It seems with every passing year the homeownership aspiration shared by so many young Britons becomes an even more distant dream.
Surging house prices, soaring inflation and low savings rates mean that the goal posts are constantly moving.
The typical UK home has risen by 68 per cent over the past 10 years, according to ONS data, whereas average wages have only grown by 31 per cent during that time.
The average first time buyer attempting to get on the property ladder with a 20 per cent deposit requires £44,318 today compared to £27,530 needed ten years ago, according to Nationwide Building Society.
The average annual full-time UK salary is now £31,980, according to ONS figures, compared to an average national house price of £289,099, based on Halifax’s house price index.
That means average house prices are more than nine times more expensive than average earnings. The last time the gap between earnings and house prices was that high was more than 140 years ago, according to research by the asset manager, Shroders.

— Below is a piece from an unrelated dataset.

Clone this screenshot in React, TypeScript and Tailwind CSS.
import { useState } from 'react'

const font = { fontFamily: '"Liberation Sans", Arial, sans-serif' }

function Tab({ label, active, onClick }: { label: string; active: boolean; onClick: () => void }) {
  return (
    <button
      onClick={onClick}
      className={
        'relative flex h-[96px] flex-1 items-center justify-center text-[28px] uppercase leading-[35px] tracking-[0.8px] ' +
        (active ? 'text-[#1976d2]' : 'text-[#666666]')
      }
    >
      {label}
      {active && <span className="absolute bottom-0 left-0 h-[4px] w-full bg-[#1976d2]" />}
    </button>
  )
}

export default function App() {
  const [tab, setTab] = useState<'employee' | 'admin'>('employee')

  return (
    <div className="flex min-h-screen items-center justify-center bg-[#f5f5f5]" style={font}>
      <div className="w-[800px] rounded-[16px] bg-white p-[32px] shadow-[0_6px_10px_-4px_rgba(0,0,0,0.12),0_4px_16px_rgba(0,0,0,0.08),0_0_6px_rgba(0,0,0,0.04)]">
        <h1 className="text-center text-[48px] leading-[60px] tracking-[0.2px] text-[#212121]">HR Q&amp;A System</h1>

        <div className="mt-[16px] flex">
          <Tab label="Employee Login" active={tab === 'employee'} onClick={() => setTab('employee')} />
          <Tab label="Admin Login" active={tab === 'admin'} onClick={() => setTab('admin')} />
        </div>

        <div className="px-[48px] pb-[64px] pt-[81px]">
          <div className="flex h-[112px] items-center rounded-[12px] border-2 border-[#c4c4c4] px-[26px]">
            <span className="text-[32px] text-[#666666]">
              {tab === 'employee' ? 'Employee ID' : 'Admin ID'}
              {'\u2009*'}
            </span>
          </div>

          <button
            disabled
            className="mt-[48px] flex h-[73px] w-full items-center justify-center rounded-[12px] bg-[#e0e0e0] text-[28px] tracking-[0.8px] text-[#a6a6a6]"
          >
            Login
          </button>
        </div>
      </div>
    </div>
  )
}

Back in 1995, two-thirds of people aged between 25 and 34 owned a property, according to the Institute of Public Policy Research.

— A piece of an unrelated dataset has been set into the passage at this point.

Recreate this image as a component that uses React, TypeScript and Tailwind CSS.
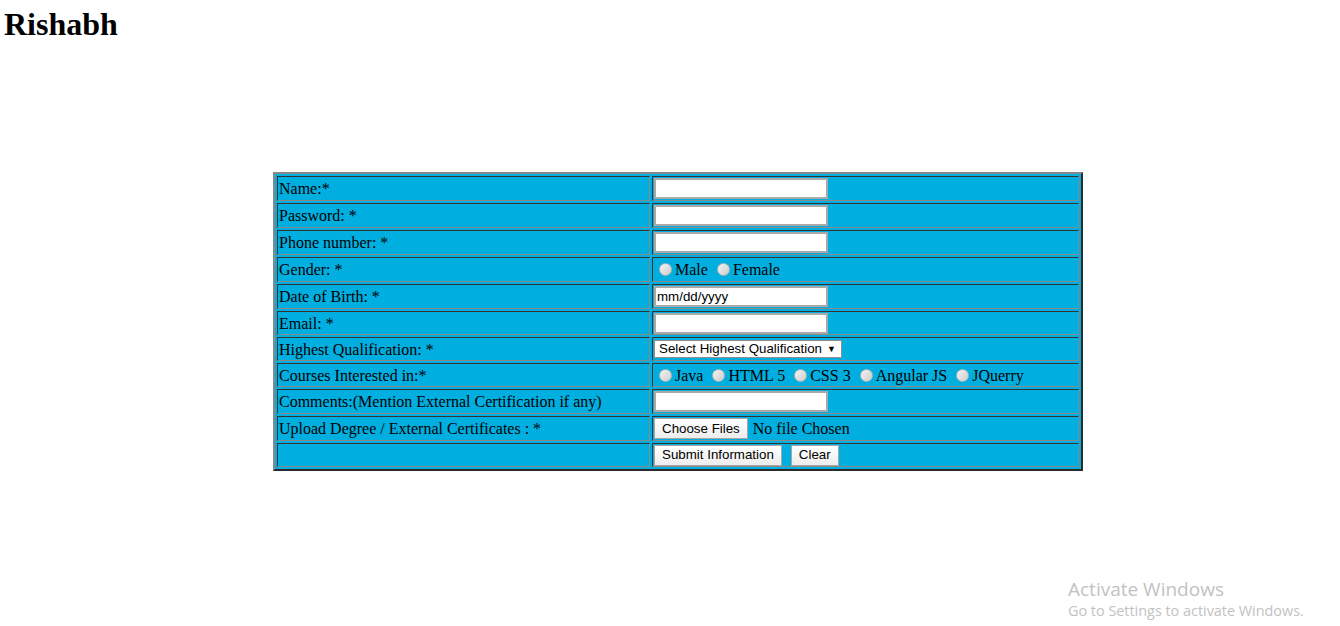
import React from 'react';

const serif = { fontFamily: '"Liberation Serif", "Times New Roman", serif' };

const Radio: React.FC = () => (
  <span className="inline-block w-[13px] h-[13px] rounded-full border border-[#b4b4b4] bg-gradient-to-br from-[#f4f4f4] to-[#cdcdcd] ml-[5px] mr-[3px] align-[-1px]"></span>
);

const TextInput: React.FC<{ value?: string }> = ({ value }) => (
  <div className="w-[174px] h-[21px] bg-white border-2 border-[#a9a9a9] px-[1px] flex items-center font-['Liberation_Sans',Arial,sans-serif] text-[13.33px] text-black leading-none">
    {value}
  </div>
);

const Btn: React.FC<{ label: string }> = ({ label }) => (
  <span className="inline-flex items-center h-[21px] px-[7px] bg-gradient-to-b from-white to-[#ededed] border border-[#a6a6a6] font-['Liberation_Sans',Arial,sans-serif] text-[13.33px] text-black leading-none">
    {label}
  </span>
);

const Gap: React.FC = () => <span className="w-[4px]"></span>;

const cell =
  'border border-t-[#333333] border-l-[#333333] border-b-[#8a8a8a] border-r-[#8a8a8a] p-[1px] align-middle';

export default function App() {
  const rows: { label: string; h: string; field: React.ReactNode }[] = [
    { label: 'Name:*', h: 'h-[25px]', field: <TextInput /> },
    { label: 'Password: *', h: 'h-[25px]', field: <TextInput /> },
    { label: 'Phone number: *', h: 'h-[25px]', field: <TextInput /> },
    {
      label: 'Gender: *',
      h: 'h-[25px]',
      field: (
        <div className="flex items-center">
          <Radio />Male<Gap /><Radio />Female
        </div>
      ),
    },
    { label: 'Date of Birth: *', h: 'h-[25px]', field: <TextInput value="mm/dd/yyyy" /> },
    { label: 'Email: *', h: 'h-[24px]', field: <div className="-my-[1px]"><TextInput /></div> },
    {
      label: 'Highest Qualification: *',
      h: 'h-[24px]',
      field: (
        <div className="w-[188px] h-[18px] bg-white border border-[#8f8f8f] flex items-center justify-between pl-[4px] pr-[5px] font-['Liberation_Sans',Arial,sans-serif] text-[13.33px] text-black leading-none">
          <span>Select Highest Qualification</span>
          <span className="text-[9px]">▼</span>
        </div>
      ),
    },
    {
      label: 'Courses Interested in:*',
      h: 'h-[24px]',
      field: (
        <div className="flex items-center">
          <Radio />Java<Gap />
          <Radio />HTML 5<Gap />
          <Radio />CSS 3<Gap />
          <Radio />Angular JS<Gap />
          <Radio />JQuerry
        </div>
      ),
    },
    { label: 'Comments:(Mention External Certification if any)', h: 'h-[25px]', field: <TextInput /> },
    {
      label: 'Upload Degree / External Certificates : *',
      h: 'h-[25px]',
      field: (
        <div className="flex items-center gap-[5px]">
          <Btn label="Choose Files" />
          <span>No file Chosen</span>
        </div>
      ),
    },
    {
      label: '',
      h: 'h-[24px]',
      field: (
        <div className="flex items-center gap-[9px] -my-[1px]">
          <Btn label="Submit Information" />
          <Btn label="Clear" />
        </div>
      ),
    },
  ];

  return (
    <div className="relative w-[1340px] h-[626px] bg-white overflow-hidden text-black" style={serif}>
      <h1 className="pl-[4px] pt-[6px] text-[32px] font-bold leading-[37px]">Rishabh</h1>

      <div className="mt-[129px] pl-[273px]">
        <table className="w-[810px] border-separate border-spacing-[2px] bg-[#00afe0] border-2 border-t-[#888888] border-l-[#888888] border-b-[#2b2b2b] border-r-[#2b2b2b] text-[16px] leading-[17px]">
          <tbody>
            {rows.map((r, i) => (
              <tr key={i}>
                <td className={`${cell} ${r.h} w-[373px]`}>{r.label}</td>
                <td className={`${cell} ${r.h}`}>{r.field}</td>
              </tr>
            ))}
          </tbody>
        </table>
      </div>

      <div className="absolute left-[1068px] top-[577px] text-[#c2c2c2] font-['Open_Sans',sans-serif]">
        <div className="text-[19px] leading-[24px]">Activate Windows</div>
        <div className="text-[14.4px] leading-[20px]">Go to Settings to activate Windows.</div>
      </div>
    </div>
  );
}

It is therefore perhaps not surprising that today, that figure, has fallen to a quarter.
Last year, it looked like things couldn’t get any worse for prospective first-time buyers. House prices enjoyed double digit growth whilst savings rates hit rock bottom.
But the situation is becoming worse. The cost of living crisis has arrived to further decimate the morale of aspiring homeowners.
Households’ weekly savings are expected to fall as Britons take-home pay fails to keep pace with rising inflation, according to data from Scottish Friendly and the Centre for Economics and Business Research.